The pay-TV companies would not want to keep paying these if Aereo did not have to. So broadcasters have threatened that if Aereo wins, they will take their content off the public airwaves and offer it through pay-TV only.

Aereo has raised about $100 million from various investors, including Barry Diller, a veteran media executive. Diller's about-face is worthy of a prime-time drama: having launched Fox, one of the nation's four big broadcast networks, in the 1980s, he is now a booster for broadcast's bandit. But if Aereo loses, it will probably shut down.

The government has supported the big broadcasters, undermining Aereo's chances. As for the courts, so far their judgments on Aereo's legality have been mixed: Last year two federal courts sided with Aereo, but in February a federal court in Utah ordered it to close its operations in that state.

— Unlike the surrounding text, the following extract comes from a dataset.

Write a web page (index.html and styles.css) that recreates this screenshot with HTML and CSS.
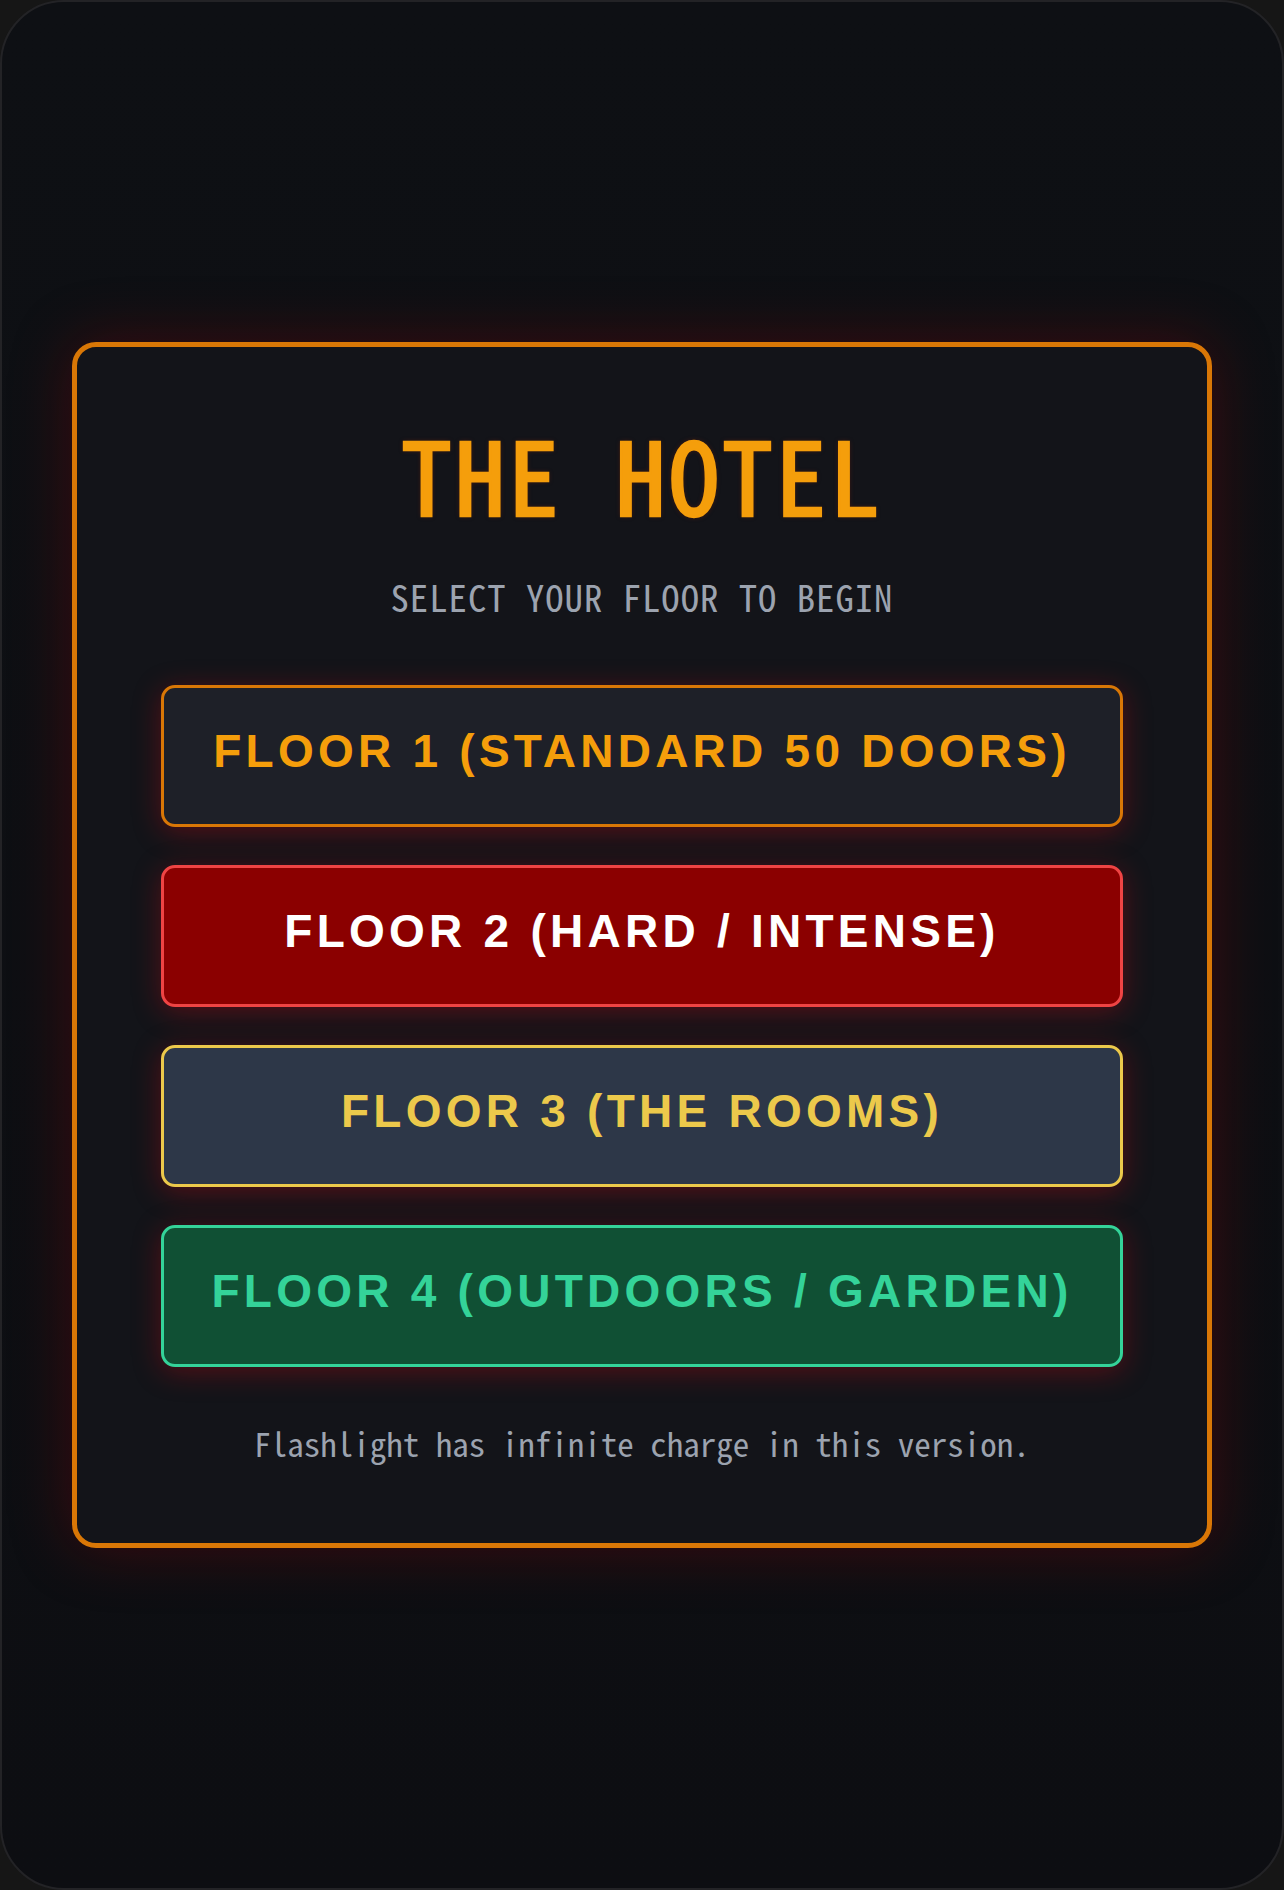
FILE: index.html
```html
<!DOCTYPE html>
<html lang="en">
<head>
<meta charset="utf-8">
<title>The Hotel</title>
<link rel="stylesheet" href="styles.css">
</head>
<body>
<div class="screen">
  <main class="card">
    <h1 class="title">THE HOTEL</h1>
    <p class="subtitle">SELECT YOUR FLOOR TO BEGIN</p>
    <div class="floors">
      <button class="floor floor-1">FLOOR 1 (STANDARD 50 DOORS)</button>
      <button class="floor floor-2">FLOOR 2 (HARD / INTENSE)</button>
      <button class="floor floor-3">FLOOR 3 (THE ROOMS)</button>
      <button class="floor floor-4">FLOOR 4 (OUTDOORS / GARDEN)</button>
    </div>
    <p class="note">Flashlight has infinite charge in this version.</p>
  </main>
</div>
</body>
</html>
```

FILE: styles.css
```css
html, body {
  margin: 0;
  padding: 0;
  background: #161616;
}

.screen {
  box-sizing: border-box;
  width: 1284px;
  height: 1890px;
  border: 2px solid #232326;
  border-radius: 64px;
  background: linear-gradient(180deg, #0e1014 0%, #0d0e12 100%);
  display: flex;
  align-items: center;
  justify-content: center;
  font-family: "Noto Sans Mono CJK SC", "DejaVu Sans Mono", monospace;
}

.card {
  box-sizing: border-box;
  width: 1140px;
  border: 5px solid #d97706;
  border-radius: 24px;
  background: #131419;
  padding: 52px 84px 76px;
  text-align: center;
  box-shadow: 0 0 60px rgba(150, 0, 10, 0.35);
}

.title {
  margin: 0;
  font-size: 101px;
  line-height: 146px;
  font-weight: 400;
  letter-spacing: 3px;
  color: #f59e0b;
  -webkit-text-stroke: 2.5px #f59e0b;
  text-shadow: 0 0 5px rgba(160, 40, 0, 0.5);
}

.subtitle {
  margin: 25px 0 62px;
  font-size: 36.7px;
  line-height: 53px;
  letter-spacing: 1px;
  color: #9ca3af;
}

.floors {
  display: flex;
  flex-direction: column;
  gap: 38px;
}

.floor {
  box-sizing: border-box;
  width: 100%;
  margin: 0;
  padding: 37px 20px 46px;
  border: 3px solid;
  border-radius: 14px;
  font-family: "Liberation Sans", Arial, sans-serif;
  font-weight: 700;
  font-size: 46px;
  line-height: 53px;
  letter-spacing: 4.25px;
  box-shadow: 0 5px 28px rgba(210, 10, 20, 0.34);
  cursor: pointer;
}

.floor-1 {
  background: #1e2028;
  border-color: #d97706;
  color: #f59e0b;
}

.floor-2 {
  background: #8b0000;
  border-color: #ef4444;
  color: #ffffff;
}

.floor-3 {
  background: #2d3748;
  border-color: #ecc94b;
  color: #ecc94b;
}

.floor-4 {
  background: #105034;
  border-color: #34d399;
  color: #34d399;
}

.note {
  margin: 52px 0 0;
  font-size: 33px;
  line-height: 48px;
  color: #9ca3af;
}
```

Legislation has not kept up with new technology. Cable in the United States is regulated by a 1992 law, and copyright by a 1976 one. Both were written before the rise of the commercial Internet, notes Rich Greenfield of BTIG, a research firm.

Many are watching the case to make sure the verdict does not imply that it is piracy to transfer any sort of content via the Internet without a license from whoever owns the copyright to it.

That could be costly for firms that store media files in the "cloud" for paying clients, such as Apple and Google. As Stephen Breyer, one of the Supreme Court justices, said in last week's hearing, "What disturbs me … is I don't understand what the decision for you or against you … is going to do to all kinds of other technologies."